Start Supplied information

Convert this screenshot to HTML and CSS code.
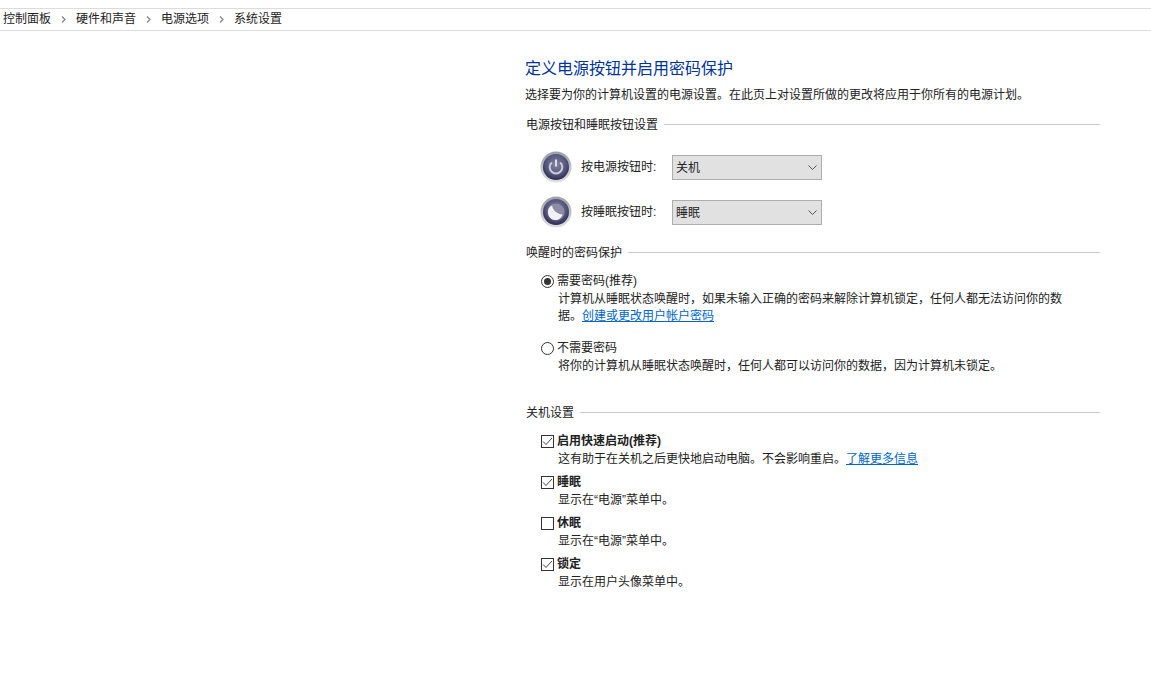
FILE: index.html
```html
<!DOCTYPE html>
<html lang="zh-CN">
<head>
    <meta charset="UTF-8">
    <title>系统设置</title>
    <link rel="stylesheet" href="styles.css">
</head>
<body>
    <div class="breadcrumb">
        <span>控制面板</span>
        <svg class="crumb-sep" width="5" height="7" viewBox="0 0 5 7"><path d="M1 0.5 L4 3.5 L1 6.5" fill="none" stroke="#888" stroke-width="1.3"/></svg>
        <span>硬件和声音</span>
        <svg class="crumb-sep" width="5" height="7" viewBox="0 0 5 7"><path d="M1 0.5 L4 3.5 L1 6.5" fill="none" stroke="#888" stroke-width="1.3"/></svg>
        <span>电源选项</span>
        <svg class="crumb-sep" width="5" height="7" viewBox="0 0 5 7"><path d="M1 0.5 L4 3.5 L1 6.5" fill="none" stroke="#888" stroke-width="1.3"/></svg>
        <span>系统设置</span>
    </div>

    <div class="content">
        <h1>定义电源按钮并启用密码保护</h1>
        <p class="intro">选择要为你的计算机设置的电源设置。在此页上对设置所做的更改将应用于你所有的电源计划。</p>

        <div class="group-title group-buttons"><span>电源按钮和睡眠按钮设置</span></div>

        <div class="power-row">
            <svg class="orb" width="32" height="32" viewBox="0 0 32 32">
                <defs>
                    <radialGradient id="orbFill" cx="50%" cy="40%" r="60%">
                        <stop offset="0" stop-color="#85869f"/>
                        <stop offset="0.65" stop-color="#55567c"/>
                        <stop offset="1" stop-color="#2b2c4c"/>
                    </radialGradient>
                    <linearGradient id="orbRim" x1="0" y1="0" x2="0" y2="1">
                        <stop offset="0" stop-color="#9d9ea8"/>
                        <stop offset="1" stop-color="#e0e0e6"/>
                    </linearGradient>
                </defs>
                <circle cx="16" cy="16" r="15.5" fill="url(#orbRim)"/>
                <circle cx="16" cy="16" r="13" fill="url(#orbFill)"/>
                <path d="M11.8 11.5 A6.3 6.3 0 1 0 20.2 11.5" fill="none" stroke="#c9cad8" stroke-width="2"/>
                <path d="M16 8.5 V15.5" stroke="#dcdde8" stroke-width="2"/>
            </svg>
            <span class="power-label">按电源按钮时:</span>
            <div class="select"><span>关机</span>
                <svg width="9" height="6" viewBox="0 0 9 6"><path d="M0.5 0.5 L4.5 4.5 L8.5 0.5" fill="none" stroke="#555" stroke-width="1"/></svg>
            </div>
        </div>
        <div class="power-row">
            <svg class="orb" width="32" height="32" viewBox="0 0 32 32">
                <circle cx="16" cy="16" r="15.5" fill="url(#orbRim)"/>
                <circle cx="16" cy="16" r="13" fill="url(#orbFill)"/>
                <circle cx="16" cy="16" r="8.5" fill="#8b8ca6"/>
                <path d="M12 9.5 C13 14 16.5 18 22.5 18.5 C21.5 22 18.5 24 15.5 24 C11 24 8 20.5 8 16 C8 13 9.5 10.5 12 9.5 Z" fill="#f1f1f6"/>
            </svg>
            <span class="power-label">按睡眠按钮时:</span>
            <div class="select"><span>睡眠</span>
                <svg width="9" height="6" viewBox="0 0 9 6"><path d="M0.5 0.5 L4.5 4.5 L8.5 0.5" fill="none" stroke="#555" stroke-width="1"/></svg>
            </div>
        </div>

        <div class="group-title group-password"><span>唤醒时的密码保护</span></div>

        <div class="option option-first">
            <span class="radio checked"></span>
            <div class="option-label">需要密码(推荐)</div>
        </div>
        <p class="desc">计算机从睡眠状态唤醒时，如果未输入正确的密码来解除计算机锁定，任何人都无法访问你的数据。<a href="#">创建或更改用户帐户密码</a></p>

        <div class="option option-second">
            <span class="radio"></span>
            <div class="option-label">不需要密码</div>
        </div>
        <p class="desc">将你的计算机从睡眠状态唤醒时，任何人都可以访问你的数据，因为计算机未锁定。</p>

        <div class="group-title group-shutdown"><span>关机设置</span></div>

        <div class="option check-first">
            <span class="check on"><svg width="11" height="9" viewBox="0 0 11 9"><path d="M1 4.5 L4 7.5 L10 1" fill="none" stroke="#444" stroke-width="1"/></svg></span>
            <div class="option-label bold">启用快速启动(推荐)</div>
        </div>
        <p class="desc">这有助于在关机之后更快地启动电脑。不会影响重启。<a href="#">了解更多信息</a></p>

        <div class="option check-next">
            <span class="check on"><svg width="11" height="9" viewBox="0 0 11 9"><path d="M1 4.5 L4 7.5 L10 1" fill="none" stroke="#444" stroke-width="1"/></svg></span>
            <div class="option-label bold">睡眠</div>
        </div>
        <p class="desc">显示在“电源”菜单中。</p>

        <div class="option check-next">
            <span class="check"></span>
            <div class="option-label bold">休眠</div>
        </div>
        <p class="desc">显示在“电源”菜单中。</p>

        <div class="option check-next">
            <span class="check on"><svg width="11" height="9" viewBox="0 0 11 9"><path d="M1 4.5 L4 7.5 L10 1" fill="none" stroke="#444" stroke-width="1"/></svg></span>
            <div class="option-label bold">锁定</div>
        </div>
        <p class="desc">显示在用户头像菜单中。</p>
    </div>
</body>
</html>
```

FILE: styles.css
```css
body { font-family: "Liberation Sans", "Noto Sans CJK SC", sans-serif; font-size: 12px; margin: 0; padding: 0; background-color: #fff; color: #222; height: 677px; overflow: hidden; }
.breadcrumb { display: flex; align-items: center; height: 21px; margin-top: 8px; padding-left: 3px; line-height: 16px; border-top: 1px solid #dcdcdc; border-bottom: 1px solid #dcdcdc; }
.breadcrumb span { margin-top: -2px; }
.crumb-sep { margin: -1px 10px 0; }
.content { width: 575px; margin-left: 525px; }
h1 { margin: 28px 0 0; font-size: 16px; font-weight: normal; line-height: 20px; color: #003399; }
.intro { margin: 6px 0 0; line-height: 20px; }
.group-title { display: flex; align-items: center; gap: 6px; margin-left: 1px; height: 18px; line-height: 18px; }
.group-title span { margin-top: 2px; }
.group-title::after { content: ""; flex: 1; border-top: 1px solid #c8c8c8; }
.group-buttons { margin-top: 10px; }
.group-password { margin-top: 8px; }
.group-shutdown { margin-top: 28px; }
.power-row { display: flex; align-items: center; height: 45px; padding-left: 15px; }
.group-buttons + .power-row { margin-top: 12px; }
.orb { flex: none; margin-top: -2px; }
.power-label { width: 91px; margin-left: 9px; line-height: 16px; margin-top: -2px; }
.select { display: flex; align-items: center; justify-content: space-between; box-sizing: border-box; width: 150px; height: 25px; padding: 0 4px 0 3px; background-color: #e1e1e1; border: 1px solid #adadad; }
.select span { line-height: 16px; }
.option { display: flex; align-items: center; height: 18px; padding-left: 16px; }
.option-first { margin-top: 11px; }
.option-second { margin-top: 14px; }
.check-first { margin-top: 11px; }
.check-next { margin-top: 5px; }
.option-label { margin-left: 3px; line-height: 18px; }
.bold { font-weight: bold; }
.radio { box-sizing: border-box; width: 13px; height: 13px; margin-top: 1px; border: 1px solid #333; border-radius: 50%; background-color: #fff; position: relative; }
.radio.checked::after { content: ""; position: absolute; left: 2px; top: 2px; width: 7px; height: 7px; border-radius: 50%; background-color: #333; }
.check { display: flex; align-items: center; justify-content: center; box-sizing: border-box; width: 13px; height: 13px; border: 1px solid #333; background-color: #fff; }
.desc { margin: 1px 0 0; padding-left: 33px; width: 510px; line-height: 17px; }
a { color: #0066cc; text-decoration: underline; }
```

End Supplied information

→ **Instructions to follow**
Reproduce the material above verbatim; omit every picture.

→ **Task result**
Convert this screenshot to HTML and CSS code.
FILE: index.html
```html
<!DOCTYPE html>
<html lang="zh-CN">
<head>
    <meta charset="UTF-8">
    <title>系统设置</title>
    <link rel="stylesheet" href="styles.css">
</head>
<body>
    <div class="breadcrumb">
        <span>控制面板</span>
        <svg class="crumb-sep" width="5" height="7" viewBox="0 0 5 7"><path d="M1 0.5 L4 3.5 L1 6.5" fill="none" stroke="#888" stroke-width="1.3"/></svg>
        <span>硬件和声音</span>
        <svg class="crumb-sep" width="5" height="7" viewBox="0 0 5 7"><path d="M1 0.5 L4 3.5 L1 6.5" fill="none" stroke="#888" stroke-width="1.3"/></svg>
        <span>电源选项</span>
        <svg class="crumb-sep" width="5" height="7" viewBox="0 0 5 7"><path d="M1 0.5 L4 3.5 L1 6.5" fill="none" stroke="#888" stroke-width="1.3"/></svg>
        <span>系统设置</span>
    </div>

    <div class="content">
        <h1>定义电源按钮并启用密码保护</h1>
        <p class="intro">选择要为你的计算机设置的电源设置。在此页上对设置所做的更改将应用于你所有的电源计划。</p>

        <div class="group-title group-buttons"><span>电源按钮和睡眠按钮设置</span></div>

        <div class="power-row">
            <svg class="orb" width="32" height="32" viewBox="0 0 32 32">
                <defs>
                    <radialGradient id="orbFill" cx="50%" cy="40%" r="60%">
                        <stop offset="0" stop-color="#85869f"/>
                        <stop offset="0.65" stop-color="#55567c"/>
                        <stop offset="1" stop-color="#2b2c4c"/>
                    </radialGradient>
                    <linearGradient id="orbRim" x1="0" y1="0" x2="0" y2="1">
                        <stop offset="0" stop-color="#9d9ea8"/>
                        <stop offset="1" stop-color="#e0e0e6"/>
                    </linearGradient>
                </defs>
                <circle cx="16" cy="16" r="15.5" fill="url(#orbRim)"/>
                <circle cx="16" cy="16" r="13" fill="url(#orbFill)"/>
                <path d="M11.8 11.5 A6.3 6.3 0 1 0 20.2 11.5" fill="none" stroke="#c9cad8" stroke-width="2"/>
                <path d="M16 8.5 V15.5" stroke="#dcdde8" stroke-width="2"/>
            </svg>
            <span class="power-label">按电源按钮时:</span>
            <div class="select"><span>关机</span>
                <svg width="9" height="6" viewBox="0 0 9 6"><path d="M0.5 0.5 L4.5 4.5 L8.5 0.5" fill="none" stroke="#555" stroke-width="1"/></svg>
            </div>
        </div>
        <div class="power-row">
            <svg class="orb" width="32" height="32" viewBox="0 0 32 32">
                <circle cx="16" cy="16" r="15.5" fill="url(#orbRim)"/>
                <circle cx="16" cy="16" r="13" fill="url(#orbFill)"/>
                <circle cx="16" cy="16" r="8.5" fill="#8b8ca6"/>
                <path d="M12 9.5 C13 14 16.5 18 22.5 18.5 C21.5 22 18.5 24 15.5 24 C11 24 8 20.5 8 16 C8 13 9.5 10.5 12 9.5 Z" fill="#f1f1f6"/>
            </svg>
            <span class="power-label">按睡眠按钮时:</span>
            <div class="select"><span>睡眠</span>
                <svg width="9" height="6" viewBox="0 0 9 6"><path d="M0.5 0.5 L4.5 4.5 L8.5 0.5" fill="none" stroke="#555" stroke-width="1"/></svg>
            </div>
        </div>

        <div class="group-title group-password"><span>唤醒时的密码保护</span></div>

        <div class="option option-first">
            <span class="radio checked"></span>
            <div class="option-label">需要密码(推荐)</div>
        </div>
        <p class="desc">计算机从睡眠状态唤醒时，如果未输入正确的密码来解除计算机锁定，任何人都无法访问你的数据。<a href="#">创建或更改用户帐户密码</a></p>

        <div class="option option-second">
            <span class="radio"></span>
            <div class="option-label">不需要密码</div>
        </div>
        <p class="desc">将你的计算机从睡眠状态唤醒时，任何人都可以访问你的数据，因为计算机未锁定。</p>

        <div class="group-title group-shutdown"><span>关机设置</span></div>

        <div class="option check-first">
            <span class="check on"><svg width="11" height="9" viewBox="0 0 11 9"><path d="M1 4.5 L4 7.5 L10 1" fill="none" stroke="#444" stroke-width="1"/></svg></span>
            <div class="option-label bold">启用快速启动(推荐)</div>
        </div>
        <p class="desc">这有助于在关机之后更快地启动电脑。不会影响重启。<a href="#">了解更多信息</a></p>

        <div class="option check-next">
            <span class="check on"><svg width="11" height="9" viewBox="0 0 11 9"><path d="M1 4.5 L4 7.5 L10 1" fill="none" stroke="#444" stroke-width="1"/></svg></span>
            <div class="option-label bold">睡眠</div>
        </div>
        <p class="desc">显示在“电源”菜单中。</p>

        <div class="option check-next">
            <span class="check"></span>
            <div class="option-label bold">休眠</div>
        </div>
        <p class="desc">显示在“电源”菜单中。</p>

        <div class="option check-next">
            <span class="check on"><svg width="11" height="9" viewBox="0 0 11 9"><path d="M1 4.5 L4 7.5 L10 1" fill="none" stroke="#444" stroke-width="1"/></svg></span>
            <div class="option-label bold">锁定</div>
        </div>
        <p class="desc">显示在用户头像菜单中。</p>
    </div>
</body>
</html>
```

FILE: styles.css
```css
body { font-family: "Liberation Sans", "Noto Sans CJK SC", sans-serif; font-size: 12px; margin: 0; padding: 0; background-color: #fff; color: #222; height: 677px; overflow: hidden; }
.breadcrumb { display: flex; align-items: center; height: 21px; margin-top: 8px; padding-left: 3px; line-height: 16px; border-top: 1px solid #dcdcdc; border-bottom: 1px solid #dcdcdc; }
.breadcrumb span { margin-top: -2px; }
.crumb-sep { margin: -1px 10px 0; }
.content { width: 575px; margin-left: 525px; }
h1 { margin: 28px 0 0; font-size: 16px; font-weight: normal; line-height: 20px; color: #003399; }
.intro { margin: 6px 0 0; line-height: 20px; }
.group-title { display: flex; align-items: center; gap: 6px; margin-left: 1px; height: 18px; line-height: 18px; }
.group-title span { margin-top: 2px; }
.group-title::after { content: ""; flex: 1; border-top: 1px solid #c8c8c8; }
.group-buttons { margin-top: 10px; }
.group-password { margin-top: 8px; }
.group-shutdown { margin-top: 28px; }
.power-row { display: flex; align-items: center; height: 45px; padding-left: 15px; }
.group-buttons + .power-row { margin-top: 12px; }
.orb { flex: none; margin-top: -2px; }
.power-label { width: 91px; margin-left: 9px; line-height: 16px; margin-top: -2px; }
.select { display: flex; align-items: center; justify-content: space-between; box-sizing: border-box; width: 150px; height: 25px; padding: 0 4px 0 3px; background-color: #e1e1e1; border: 1px solid #adadad; }
.select span { line-height: 16px; }
.option { display: flex; align-items: center; height: 18px; padding-left: 16px; }
.option-first { margin-top: 11px; }
.option-second { margin-top: 14px; }
.check-first { margin-top: 11px; }
.check-next { margin-top: 5px; }
.option-label { margin-left: 3px; line-height: 18px; }
.bold { font-weight: bold; }
.radio { box-sizing: border-box; width: 13px; height: 13px; margin-top: 1px; border: 1px solid #333; border-radius: 50%; background-color: #fff; position: relative; }
.radio.checked::after { content: ""; position: absolute; left: 2px; top: 2px; width: 7px; height: 7px; border-radius: 50%; background-color: #333; }
.check { display: flex; align-items: center; justify-content: center; box-sizing: border-box; width: 13px; height: 13px; border: 1px solid #333; background-color: #fff; }
.desc { margin: 1px 0 0; padding-left: 33px; width: 510px; line-height: 17px; }
a { color: #0066cc; text-decoration: underline; }
```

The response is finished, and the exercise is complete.